_Given request_
Repeat the listing word for word. No pictures belong in the copy.
Begin Provided data
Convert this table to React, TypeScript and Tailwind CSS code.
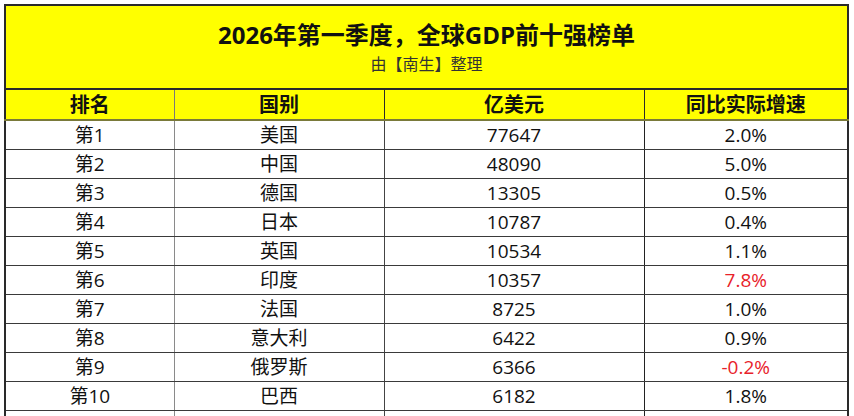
import React from "react";

const rows: [string, string, string, string, boolean][] = [
  ["第1", "美国", "77647", "2.0%", false],
  ["第2", "中国", "48090", "5.0%", false],
  ["第3", "德国", "13305", "0.5%", false],
  ["第4", "日本", "10787", "0.4%", false],
  ["第5", "英国", "10534", "1.1%", false],
  ["第6", "印度", "10357", "7.8%", true],
  ["第7", "法国", "8725", "1.0%", false],
  ["第8", "意大利", "6422", "0.9%", false],
  ["第9", "俄罗斯", "6366", "-0.2%", true],
  ["第10", "巴西", "6182", "1.8%", false],
  ["", "", "", "", false],
];

export default function App() {
  return (
    <div
      className="w-[854px] h-[416px] overflow-hidden bg-white pl-[4px] pt-[4px]"
      style={{ fontFamily: '"Open Sans", "Noto Sans CJK SC", sans-serif' }}
    >
      <table className="border-collapse table-fixed w-[843px] text-[#111]">
        <colgroup>
          <col className="w-[169px]" />
          <col className="w-[210px]" />
          <col className="w-[260px]" />
          <col className="w-[204px]" />
        </colgroup>
        <tbody>
          <tr className="h-[84px]">
            <td colSpan={4} className="bg-[#ffff00] border-2 border-[#2a2a2a] text-center align-top p-0">
              <div className="flex flex-col items-center pt-[14px]">
                <div className="text-[24px] leading-[30px] font-bold text-[#111]">
                  2026年第一季度，全球GDP前十强榜单
                </div>
                <div className="text-[16px] leading-[20px] text-[#333] mt-[4px]">由【南生】整理</div>
              </div>
            </td>
          </tr>
          <tr className="h-[31px] bg-[#ffff00]">
            {["排名", "国别", "亿美元", "同比实际增速"].map((h, i) => (
              <td
                key={h}
                className={`border-x border-b-2 border-b-[#7a7a3a] text-center align-middle p-0 text-[20px] leading-[26px] font-bold ${
                  i === 0 ? "border-l-2 border-l-[#2a2a2a] border-r-[#7a7a7a]" : i === 3 ? "border-r-2 border-r-[#2a2a2a] border-l-[#2a2a2a]" : "border-x-[#2a2a2a]"
                }`}
              >
                {h}
              </td>
            ))}
          </tr>
          {rows.map((r, ri) => (
            <tr key={ri} className="h-[29px]">
              {r.slice(0, 4).map((c, i) => (
                <td
                  key={i}
                  className={`border border-t-[#3a3a3a] border-b-[#3a3a3a] text-center align-middle p-0 text-[19px] leading-[24px] ${
                    i === 0
                      ? "border-l-2 border-l-[#2a2a2a] border-r-[#8a8a8a]"
                      : i === 1
                      ? "border-l-[#8a8a8a] border-r-[#444]"
                      : i === 3
                      ? "border-r-2 border-r-[#2a2a2a] border-l-[#222]"
                      : "border-x-[#222]"
                  } ${i === 3 && r[4] ? "text-[#e8222a]" : ""}`}
                >
                  {c}
                </td>
              ))}
            </tr>
          ))}
        </tbody>
      </table>
    </div>
  );
}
End Provided data
_Finished exercise_
Convert this table to React, TypeScript and Tailwind CSS code.
import React from "react";

const rows: [string, string, string, string, boolean][] = [
  ["第1", "美国", "77647", "2.0%", false],
  ["第2", "中国", "48090", "5.0%", false],
  ["第3", "德国", "13305", "0.5%", false],
  ["第4", "日本", "10787", "0.4%", false],
  ["第5", "英国", "10534", "1.1%", false],
  ["第6", "印度", "10357", "7.8%", true],
  ["第7", "法国", "8725", "1.0%", false],
  ["第8", "意大利", "6422", "0.9%", false],
  ["第9", "俄罗斯", "6366", "-0.2%", true],
  ["第10", "巴西", "6182", "1.8%", false],
  ["", "", "", "", false],
];

export default function App() {
  return (
    <div
      className="w-[854px] h-[416px] overflow-hidden bg-white pl-[4px] pt-[4px]"
      style={{ fontFamily: '"Open Sans", "Noto Sans CJK SC", sans-serif' }}
    >
      <table className="border-collapse table-fixed w-[843px] text-[#111]">
        <colgroup>
          <col className="w-[169px]" />
          <col className="w-[210px]" />
          <col className="w-[260px]" />
          <col className="w-[204px]" />
        </colgroup>
        <tbody>
          <tr className="h-[84px]">
            <td colSpan={4} className="bg-[#ffff00] border-2 border-[#2a2a2a] text-center align-top p-0">
              <div className="flex flex-col items-center pt-[14px]">
                <div className="text-[24px] leading-[30px] font-bold text-[#111]">
                  2026年第一季度，全球GDP前十强榜单
                </div>
                <div className="text-[16px] leading-[20px] text-[#333] mt-[4px]">由【南生】整理</div>
              </div>
            </td>
          </tr>
          <tr className="h-[31px] bg-[#ffff00]">
            {["排名", "国别", "亿美元", "同比实际增速"].map((h, i) => (
              <td
                key={h}
                className={`border-x border-b-2 border-b-[#7a7a3a] text-center align-middle p-0 text-[20px] leading-[26px] font-bold ${
                  i === 0 ? "border-l-2 border-l-[#2a2a2a] border-r-[#7a7a7a]" : i === 3 ? "border-r-2 border-r-[#2a2a2a] border-l-[#2a2a2a]" : "border-x-[#2a2a2a]"
                }`}
              >
                {h}
              </td>
            ))}
          </tr>
          {rows.map((r, ri) => (
            <tr key={ri} className="h-[29px]">
              {r.slice(0, 4).map((c, i) => (
                <td
                  key={i}
                  className={`border border-t-[#3a3a3a] border-b-[#3a3a3a] text-center align-middle p-0 text-[19px] leading-[24px] ${
                    i === 0
                      ? "border-l-2 border-l-[#2a2a2a] border-r-[#8a8a8a]"
                      : i === 1
                      ? "border-l-[#8a8a8a] border-r-[#444]"
                      : i === 3
                      ? "border-r-2 border-r-[#2a2a2a] border-l-[#222]"
                      : "border-x-[#222]"
                  } ${i === 3 && r[4] ? "text-[#e8222a]" : ""}`}
                >
                  {c}
                </td>
              ))}
            </tr>
          ))}
        </tbody>
      </table>
    </div>
  );
}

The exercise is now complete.